Letzter Aufruf: Das Problem hat vier Buchstaben

Nr. 47 –

Wie fast jeder hitzig geführte Abstimmungskampf hatte auch der zum Autobahnausbau einen Moment der Klarheit. Es war Mitte Oktober, als SRF 3 auf Instagram einen witzig gemeinten, aber offenbar hochkontroversen Post veröffentlichte. Darauf zu sehen war ein Kuchendiagramm, das besagte, dass einzig die Option «weniger Autos» gegen den vielen Stau auf Schweizer Autobahnen helfen würde – und nicht etwa zusätzliche Fahrspuren oder Strassentunnels. Damit zog SRF kaskadenartig den Zorn der bürgerlichen Jungparteien auf sich: Hier werde unausgewogen und tendenziös berichtet, so deren Vorwurf; als «Sauerei» beschimpften die Jungfreisinnigen den Cartoon. Worauf sich SRF zur Stellungnahme genötigt sah, es werde humoristische Posts auf Social Media künftig «gegebenenfalls noch klarer als Satire kennzeichnen». Mittlerweile hat sogar die SRF-Ombudsstelle beanstandet, der Beitrag sei problematisch gewesen.

Dabei reibt sich, wer in den letzten Wochen den Befürworter:innen des Ausbaus zugehört hat, verwundert die Augen. Denn was sie als Argumente für den Autobahnausbau vorgebracht haben, waren letztlich – wenn auch von teuren Beratungsagenturen akrobatisch verdrehte – Versionen dessen, was aus dem SRF-Kuchendiagramm abzulesen war. Den Strassen drohe der Kollaps, Schulkinder in Dörfern und Stadtquartieren würden von unzumutbarem Ausweichverkehr bedroht, und die Situation werde sich aufgrund der prognostizierten Verkehrszunahme künftig noch zuspitzen, mahnte ein überaus hochtourig engagierter Verkehrsminister Albert Rösti auf ungezählten Kanälen.
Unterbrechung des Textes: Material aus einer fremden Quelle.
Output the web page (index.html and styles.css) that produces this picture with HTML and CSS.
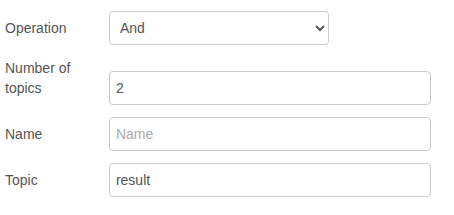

Das eigentlich naheliegende Fazit: In der Schweiz gibt es schlicht zu viele Autos, und sie machen uns das Leben schwer.

Dazu ein paar Zahlen: Fast 4,8 Millionen Personenwagen sind im Land zugelassen. Annähernd die Hälfte aller Haushalte verfügt über ein Auto, ein weiteres Viertel sogar über zwei. Auf den Strassen sind sie mit durchschnittlich knapp eineinhalb Insass:innen hoffnungslos unterbesetzt, und fast die Hälfte aller Autokilometer werden aus Freizeitgründen zurückgelegt. Ganz bewusst entscheiden sich die Autolenker:innen dafür, zwischendurch eine Weile im Stau zu stehen – gerade dann, wenn es für dieselbe Strecke kein schnelleres oder bequemeres ÖV-Angebot gibt. Sobald es in der Schweiz also neue Strassen gibt, die sich verstopfen lassen, dann werden die Autos genau das auch tun.

Ungeachtet der Milliardenkosten, die der motorisierte Individualverkehr für die Allgemeinheit bedeutet, geht der Bundesrat aber weiterhin von dessen Wachstum aus – als gehorche das einem Naturgesetz. Unterstützung erhält er in diesen Tagen wohl kaum zufällig aus jener Branche, die vom Zuwachs des Autoverkehrs in den letzten Jahrzehnten zuvorderst profitiert hat: etwa von Multimilliardär Walter Frey, dem erfolgreichsten Autohändler Europas und langjährigen SVP-Politiker und -Financier. Bei sämtlichen grossen Zeitungsverlagen kam der 81-jährige, angeblich so verschwiegene Patron zuletzt in langen Interviews zu Wort. Und auch Auto Schweiz, die Vereinigung der offiziellen Autoimporteure, sprang Rösti mit der Warnung zur Seite, in der Schweiz drohe ein «Verkehrsinfarkt».

Der Präsident von Auto Schweiz hiess bis vor zwei Jahren: Albert Rösti. Er ist seither bekanntlich nicht nur Verkehrs-, sondern auch Umweltminister. Als solcher trug er in den letzten Wochen immer wieder auch folgendes Argument vor: Der Autobahnausbau sei nötig, weil der Strassenverkehr klimaschädlicher sei, wenn er stocke, als wenn er fliesse. «Stau ist ein Sicherheits- und Umweltrisiko», mahnte Rösti gegenüber der «SonntagsZeitung» in seinem Abstimmungsschlussspurt. Auch im Namen des Klimas soll es also nötig sein, dem Autoverkehr Hunderttausende Quadratmeter neue Beton- und Asphaltfläche zu widmen. Rösti befand es nicht für nötig, dies als Satire zu kennzeichnen.